Syrians return to towns liberated with Turkish help for Muslim holiday
Turkey has temporarily reopened its border crossings to war-torn Syria ahead of the Muslim holiday Eid al-Fitr as Syrian refugees seek to mark the festive occasion in their hometowns that were liberated during Turkish-backed military operations
As Eid al-Fitr, a Muslim holiday marking the end of the fasting month of Ramadan, approaches, Turkey has reopened one of its border crossings with Syria to allow refugees from the conflict-ridden country to return home. Seeking to spend the holiday in their homeland, Syrians flocked to the Öncüpınar border crossing in the southern city of Kilis to travel home. The majority of refugees traveled to towns and cities liberated by the Free Syrian Army (FSA) backed by the Turkish Armed Forces (TSK).
Some 2,000 Syrians crossed into Syria yesterday morning. Elderly and disabled Syrians were given priority, while police officers helped them to walk to the Syrian side where they boarded buses. The crossing will be open until June 13 for holidaymakers who are required to register online for travel permits to the towns and cities of Azez, Mare, Soran, Aktarin, Afrin, Jarablus and al-Bab. Crossings are strictly monitored, while a mobile clinic has been set up at Öncüpınar for vaccinating children accompanying their families to the Syrian side.
Khalil Halo left Syria eight years ago when an uprising against the Bashar Assad regime escalated into an all-out civil war. He is among the more than 3.5 million Syrian refugees in Turkey - which currently has the largest Syrian refugee population in the world. His married daughter is among the relatives he left back in his home country. "I've missed her very much. She has given birth to three children and I've never met them.
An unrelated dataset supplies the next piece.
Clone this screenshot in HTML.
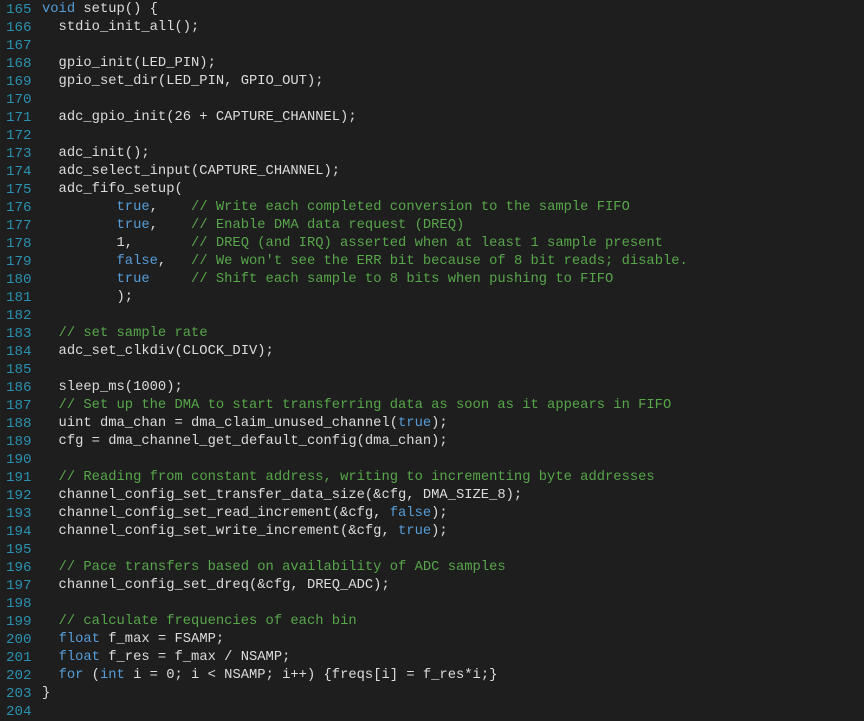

It'll be the first time they'll see their grandfather," the excited man told Anadolu Agency (AA).
Ismail Hajhassan was separated from his newborn son and family two years ago when the family split up to flee the violence in Syria. He will now reunite with them "thanks to the Turkish state." "We are grateful that they cleared our towns of terrorists," he says.
Many returnees had been living in areas controlled by Daesh or the People's Protection Units (YPG), an affiliate of the terrorist group PKK, in Syria's northern regions bordering with Turkey. Turkey cleared an area of 4,000 square kilometers from the two terrorist groups in operations in 2016 and this year by helping the FSA weed out terrorists from al-Bab, Jarablus and other towns in Operation Euphrates Shield and Afrin in Operation Olive Branch.
Öncüpınar and other border crossing Cilvegözü will reopen between June 26 and July 6 for Syrians to return, eleven days after the start of Eid al-Fitr.
Since the start of the Syrian crisis in 2011, Turkey has been at the forefront of helping Syrian refugees. It has spent some $30 billion for their care in modern camps and for aiding those living outside the camps. Although it pursues an open-door policy for refugees, the country is also concerned about the increasing burden of caring for the refugees with no end in sight to the conflict. Ankara is among the proponents of an idea of setting up safe zones within Syria both for those internally displaced as well as refugees in other countries.
The Öncüpınar border crossing has seen the return of some 60,000 Syrian refugees since 2015 but returns rose significantly after the Turkish-backed operations. Overall, more than 160,000 Syrian refugees have returned home through the border crossings.